[PATCH 4/5] drm/amdgpu: Support page directory update via CPU
Christian König
deathsimple at vodafone.de
Wed May 17 08:59:47 UTC 2017
Am 17.05.2017 um 10:53 schrieb zhoucm1:
>
>
> On 2017年05月17日 16:48, Christian König wrote:
>> Am 17.05.2017 um 03:54 schrieb zhoucm1:
>>>
>>>
>>> On 2017年05月17日 05:02, Kasiviswanathan, Harish wrote:
>>>>
>>>>
>>>> -----Original Message-----
>>>> From: Zhou, David(ChunMing)
>>>> Sent: Monday, May 15, 2017 10:50 PM
>>>> To: Kasiviswanathan, Harish <Harish.Kasiviswanathan at amd.com>;
>>>> amd-gfx at lists.freedesktop.org
>>>> Subject: Re: [PATCH 4/5] drm/amdgpu: Support page directory update
>>>> via CPU
>>>>
>>>>
>>>>
>>>> On 2017年05月16日 05:32, Harish Kasiviswanathan wrote:
>>>> > If amdgpu.vm_update_context param is set to use CPU, then Page
>>>> > Directories will be updated by CPU instead of SDMA
>>>> >
>>>> > Signed-off-by: Harish Kasiviswanathan
>>>> <Harish.Kasiviswanathan at amd.com>
>>>> > ---
>>>> > drivers/gpu/drm/amd/amdgpu/amdgpu_vm.c | 151
>>>> ++++++++++++++++++++++++---------
>>>> > 1 file changed, 109 insertions(+), 42 deletions(-)
>>>> >
>>>> > diff --git a/drivers/gpu/drm/amd/amdgpu/amdgpu_vm.c
>>>> b/drivers/gpu/drm/amd/amdgpu/amdgpu_vm.c
>>>> > index 9c89cb2..d72a624 100644
>>>> > --- a/drivers/gpu/drm/amd/amdgpu/amdgpu_vm.c
>>>> > +++ b/drivers/gpu/drm/amd/amdgpu/amdgpu_vm.c
>>>> > @@ -271,6 +271,7 @@ static int amdgpu_vm_alloc_levels(struct
>>>> amdgpu_device *adev,
>>>> > uint64_t saddr, uint64_t eaddr,
>>>> > unsigned level)
>>>> > {
>>>> > + u64 flags;
>>>> > unsigned shift = (adev->vm_manager.num_level - level) *
>>>> > adev->vm_manager.block_size;
>>>> > unsigned pt_idx, from, to;
>>>> > @@ -299,6 +300,14 @@ static int amdgpu_vm_alloc_levels(struct
>>>> amdgpu_device *adev,
>>>> > saddr = saddr & ((1 << shift) - 1);
>>>> > eaddr = eaddr & ((1 << shift) - 1);
>>>> >
>>>> > + flags = AMDGPU_GEM_CREATE_VRAM_CONTIGUOUS |
>>>> > + AMDGPU_GEM_CREATE_VRAM_CLEARED;
>>>> > + if (vm->use_cpu_for_update)
>>>> > + flags |= AMDGPU_GEM_CREATE_CPU_ACCESS_REQUIRED;
>>>> I think shadow flag is need for CPU case as well, which is used to
>>>> backup VM bo and meaningful when gpu reset.
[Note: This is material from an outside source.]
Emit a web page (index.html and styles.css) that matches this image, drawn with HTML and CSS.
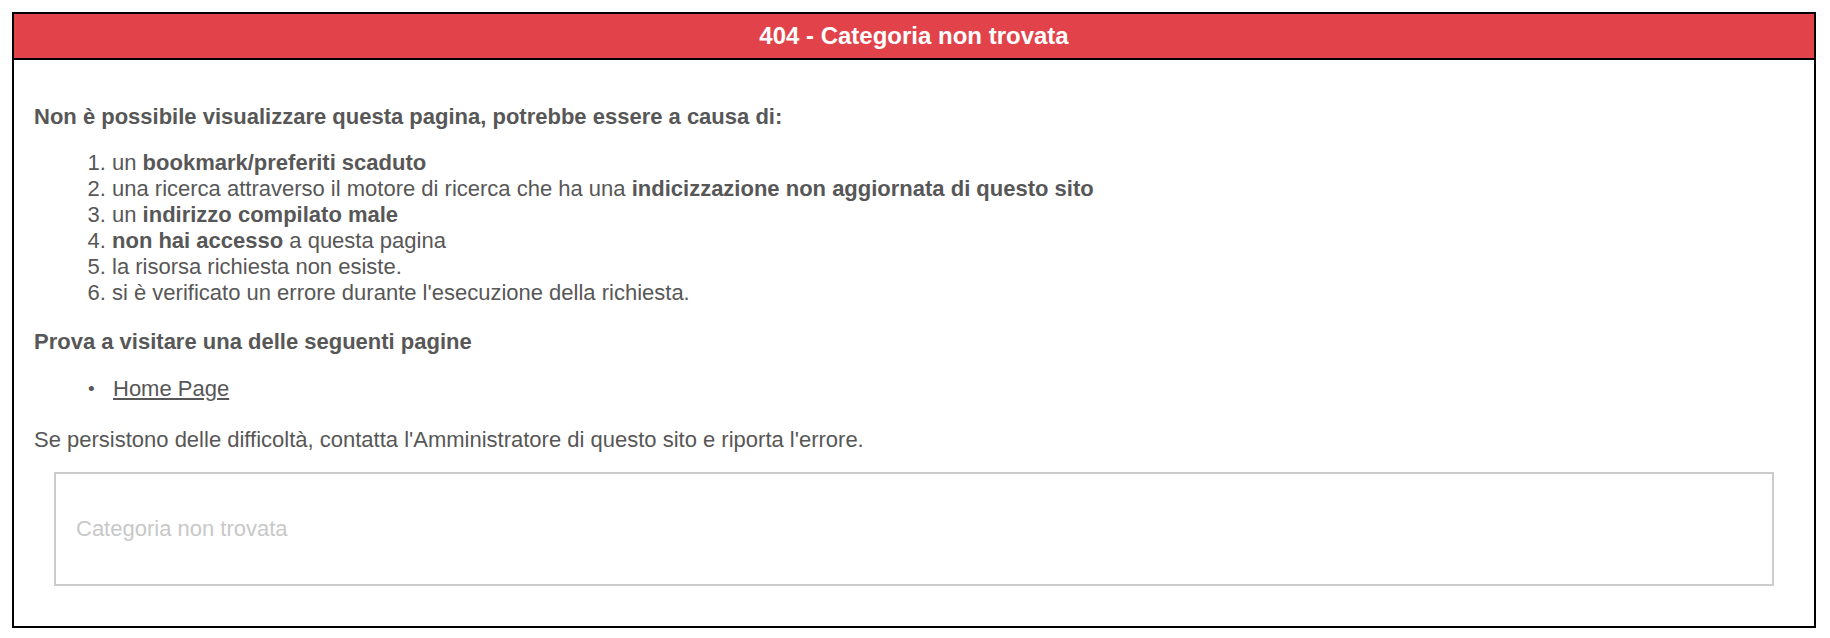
FILE: index.html
```html
<!DOCTYPE html>
<html lang="it">
<head>
<meta charset="utf-8">
<title>404 - Categoria non trovata</title>
<link rel="stylesheet" href="styles.css">
</head>
<body>
<div class="error-box">
  <h1 class="error-title">404 - Categoria non trovata</h1>
  <div class="error-content">
    <p class="lead"><strong>Non è possibile visualizzare questa pagina, potrebbe essere a causa di:</strong></p>
    <ol class="reasons">
      <li>un <strong>bookmark/preferiti scaduto</strong></li>
      <li>una ricerca attraverso il motore di ricerca che ha una <strong>indicizzazione non aggiornata di questo sito</strong></li>
      <li>un <strong>indirizzo compilato male</strong></li>
      <li><strong>non hai accesso</strong> a questa pagina</li>
      <li>la risorsa richiesta non esiste.</li>
      <li>si è verificato un errore durante l'esecuzione della richiesta.</li>
    </ol>
    <p class="lead-2"><strong>Prova a visitare una delle seguenti pagine</strong></p>
    <ul class="links">
      <li><a href="#">Home Page</a></li>
    </ul>
    <p class="contact">Se persistono delle difficoltà, contatta l'Amministratore di questo sito e riporta l'errore.</p>
    <div class="message-box">Categoria non trovata</div>
  </div>
</div>
</body>
</html>
```

FILE: styles.css
```css
html, body {
  background: #ffffff;
}

body {
  margin: 12px 14px 11px 12px;
  font-family: "Liberation Sans", Helvetica, Arial, sans-serif;
  font-size: 22px;
  line-height: 26px;
  color: #575757;
}

.error-box {
  border: 2px solid #000000;
}

.error-title {
  margin: 0;
  background: #e2434a;
  color: #ffffff;
  font-size: 24px;
  font-weight: bold;
  line-height: 44px;
  text-align: center;
  border-bottom: 2px solid #000000;
}

.error-content {
  padding: 44px 20px 40px 20px;
}

.error-content p {
  margin: 0;
}

.error-content strong {
  font-weight: bold;
}

.reasons {
  margin: 20px 0 0 0;
  padding-left: 78px;
}

.lead-2 {
  margin-top: 23px !important;
}

.links {
  margin: 21px 0 0 0;
  padding-left: 54px;
  list-style: none;
}

.links li::before {
  content: "\2022";
  display: inline-block;
  width: 25px;
  font-size: 19px;
  vertical-align: 1px;
}

.links a {
  color: #575757;
  text-decoration: underline;
}

.contact {
  margin-top: 25px !important;
}

.message-box {
  margin: 19px 20px 0 20px;
  border: 2px solid #cccccc;
  padding: 42px 20px;
  color: #c8c8c8;
  font-size: 22px;
  line-height: 26px;
}
```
>>>> same comment for pd bo.
>>>>
>>>> [HK]: Yes support for shadow BOs are desirable and it could be
>>>> implemented as a separate commit. For supporting shadow BOs the
>>>> caller should explicitly add shadow BOs into
>>>> ttm_eu_reserve_buffer(..) to remove the BO from TTM swap list or
>>>> ttm_bo_kmap has to be modified. This implementation for CPU update
>>>> of VM page tables is mainly for KFD usage. Graphics will use for
>>>> experimental and testing purpose. From KFD's view point shadow BO
>>>> are not useful because if GPU is reset then all queue information
>>>> is lost (since submissions are done by user space) and it is not
>>>> possible to recover.
>>> Either way is fine to me.
>>
>> Actually I'm thinking about if we shouldn't completely drop the
>> shadow handling.
>>
>> When VRAM is lost we now completely drop all jobs, so for new jobs we
>> can recreate the page table content from the VM structures as well.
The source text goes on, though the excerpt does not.